No es el único detalle que asombra en la realización atemperada de Brillante Mendoza. Esta escena final no es más que la cola mordida por la cabeza de un pez que ya conocimos en la primera escena. El cuerpo del animal, por otra parte, es sinuoso, escurridizo y palpablemnete acuático: el director consigue trenzar la historia de las dos abuelas en un crescendo que las irá acercando poco a poco, primero con cierta violencia, más tarde con el entendimiento de aquellos que ponen el bien común de sus respectivas familias por encima de la satisfacción personal y la sed de venganza. Las dos Lolas no coinciden en escena hasta bien avanzada la película, y no es hasta una deliciosa escena en un restaurante que ambas se sientan cara y cara y se dan cuenta (por la vía de los achaques de la edad) que lo que tienen delante bien podría ser el reflejo de la cara que suelen mirar en el espejo. A estas alturas del film, además, el espectador ya habita completamente bajo la piel de las protagonistas gracias a ese pulso detrás de la cámara con el que Mendoza, adicto a perseguir a los personajes pegando el objetivo a sus cogotes, consigue que nuestra mirada se mimetice con las de sus protagonistas (en una forma muy similar a la utilizada ya en «Kinatay«, puntuando los abismos emocionales con tétrica música de sinte).

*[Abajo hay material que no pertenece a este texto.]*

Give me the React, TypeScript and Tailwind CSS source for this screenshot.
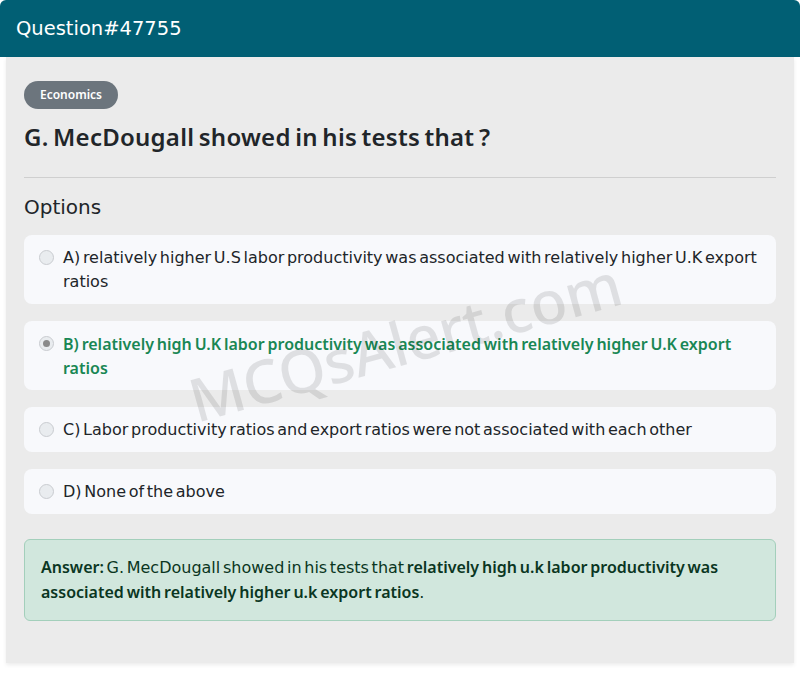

Después de todo lo afirmado, sería poco coherente rehuir la certeza de que «Lola» es, muy probablemente, la cinta más lograda de Brillante Mendoza en lo tocante a cinematografía. Ahora bien, también hay que afrontar la sensación de que, tras encandilarnos a todos por la vía de lo emocional con «Serbis«, parece que el director está empeñado en demostrarnos que, además de sentimientos, también sabe de cine. De hecho, es curioso observar que, en el caso de «Lola«, parece que Mendoza muchas veces opta por aplacar las emociones de las dos abuelas en aras de un discurso mucho más intelectualizado (vida espiritual y familiar vs. vida oficial), disminuyendo así la pegada del material sobre nuestro estómago para favorecer el puñetazo en el cráneo, a la búsqueda del cerebro. Nada que objetar: Mendoza ya ha demostrado que es un maestro de los sentimientos («Serbis«) y del arte cinematográfico («Kinatay«). Y aunque «Lola» es un fascinante primer paso en el camino hacia la reconciliación de ambos puntos, al final la cabeza le gana la partida al corazón y nos hace pensar en el momento ideal en el que, como las historias de los abuelas, ambas concepciones artísticas se trencen en un rizoma pluscuamperfecto.